• _SET TASK_
Every line that contains the word "picture" should be copied out.

** begin EXTRACTED INFORMATION **

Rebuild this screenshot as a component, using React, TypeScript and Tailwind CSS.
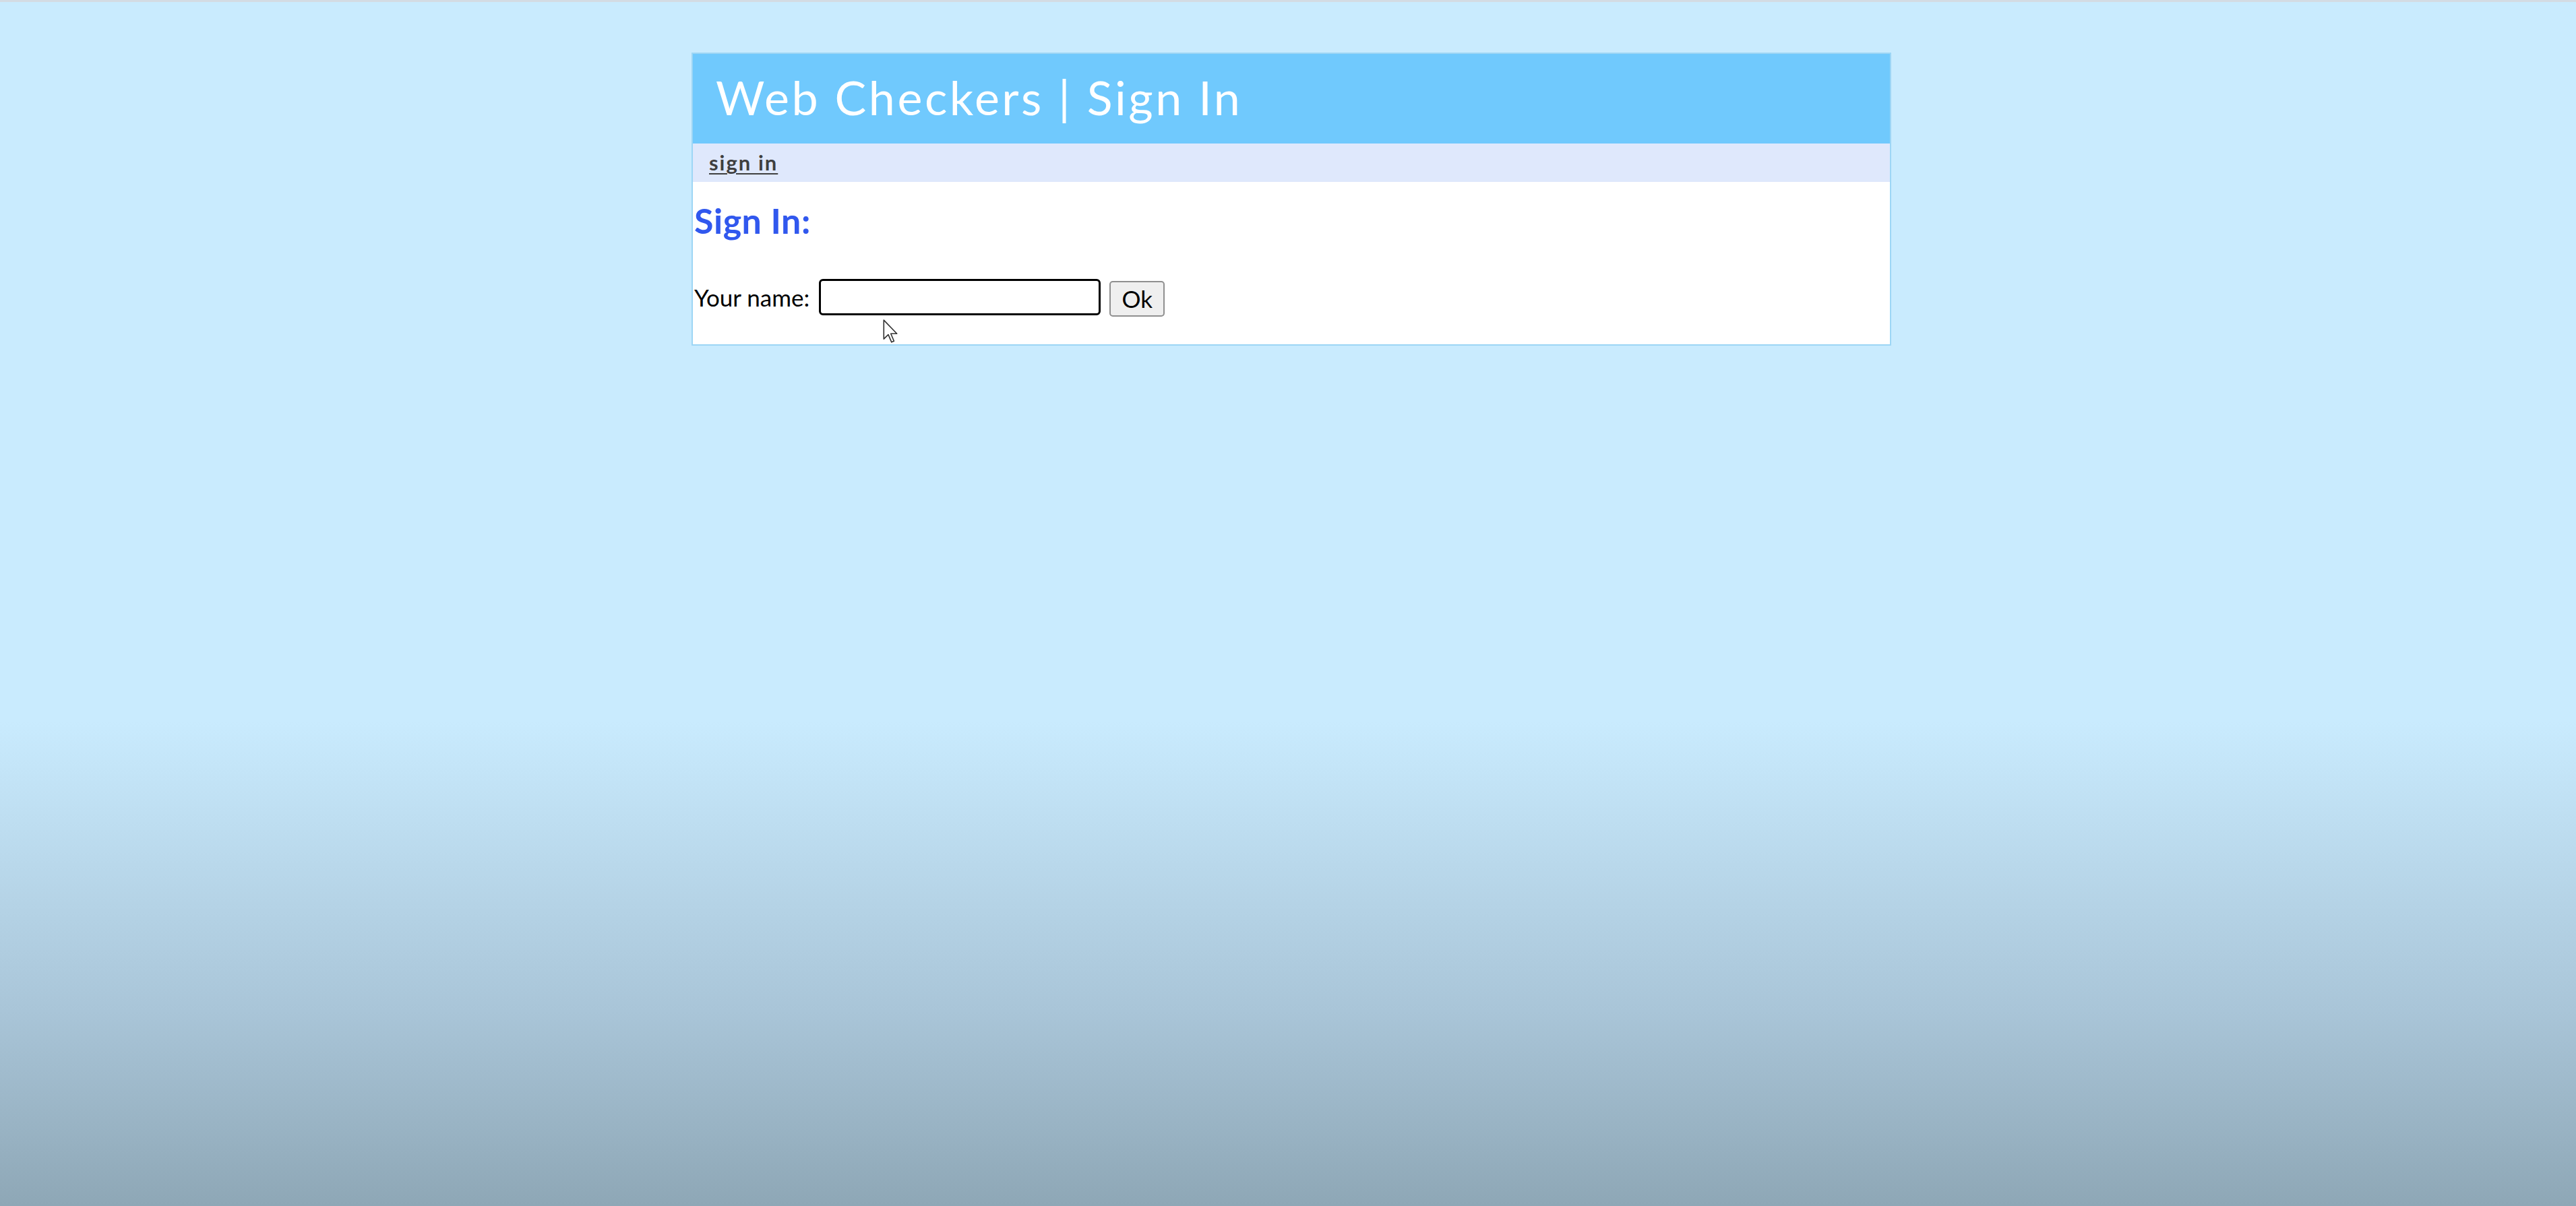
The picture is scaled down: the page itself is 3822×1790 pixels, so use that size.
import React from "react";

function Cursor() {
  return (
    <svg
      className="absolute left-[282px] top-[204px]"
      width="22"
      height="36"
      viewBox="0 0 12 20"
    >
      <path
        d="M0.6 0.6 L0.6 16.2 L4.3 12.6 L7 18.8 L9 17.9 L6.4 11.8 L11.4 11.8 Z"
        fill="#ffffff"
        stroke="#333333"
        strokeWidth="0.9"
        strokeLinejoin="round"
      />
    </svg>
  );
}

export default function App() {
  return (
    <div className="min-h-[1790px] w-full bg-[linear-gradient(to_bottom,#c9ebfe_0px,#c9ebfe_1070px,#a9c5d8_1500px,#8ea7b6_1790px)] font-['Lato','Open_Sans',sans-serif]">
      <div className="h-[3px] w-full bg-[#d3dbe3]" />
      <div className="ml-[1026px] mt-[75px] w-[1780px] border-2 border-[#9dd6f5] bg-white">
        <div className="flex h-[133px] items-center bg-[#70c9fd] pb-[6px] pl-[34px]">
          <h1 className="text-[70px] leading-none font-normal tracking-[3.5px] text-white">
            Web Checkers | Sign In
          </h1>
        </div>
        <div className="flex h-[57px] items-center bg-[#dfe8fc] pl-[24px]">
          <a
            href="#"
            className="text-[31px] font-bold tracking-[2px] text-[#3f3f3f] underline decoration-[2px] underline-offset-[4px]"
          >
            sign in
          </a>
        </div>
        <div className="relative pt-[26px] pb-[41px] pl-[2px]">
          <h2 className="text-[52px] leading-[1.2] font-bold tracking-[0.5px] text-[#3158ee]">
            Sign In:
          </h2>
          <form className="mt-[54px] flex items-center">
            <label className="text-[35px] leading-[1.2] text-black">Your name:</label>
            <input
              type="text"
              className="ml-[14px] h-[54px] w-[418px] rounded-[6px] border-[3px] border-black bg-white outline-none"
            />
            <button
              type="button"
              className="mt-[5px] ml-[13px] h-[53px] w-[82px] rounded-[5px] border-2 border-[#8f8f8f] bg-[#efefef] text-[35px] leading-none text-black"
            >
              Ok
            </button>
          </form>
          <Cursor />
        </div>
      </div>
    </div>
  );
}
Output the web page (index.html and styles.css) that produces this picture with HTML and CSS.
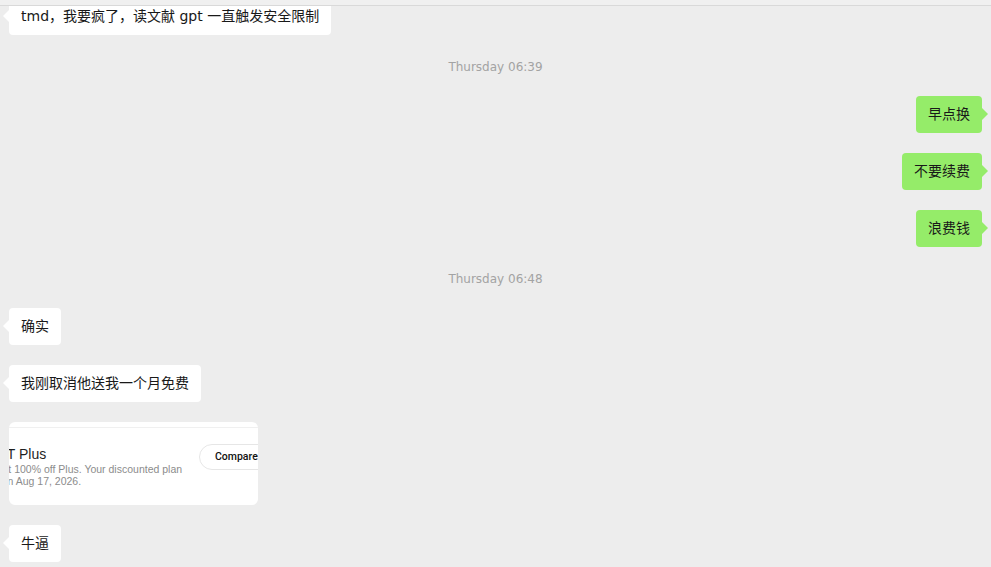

** end EXTRACTED INFORMATION **

• _TASK RESULT_
The picture is scaled down: the page itself is 3822×1790 pixels, so use that size.
Output the web page (index.html and styles.css) that produces this picture with HTML and CSS.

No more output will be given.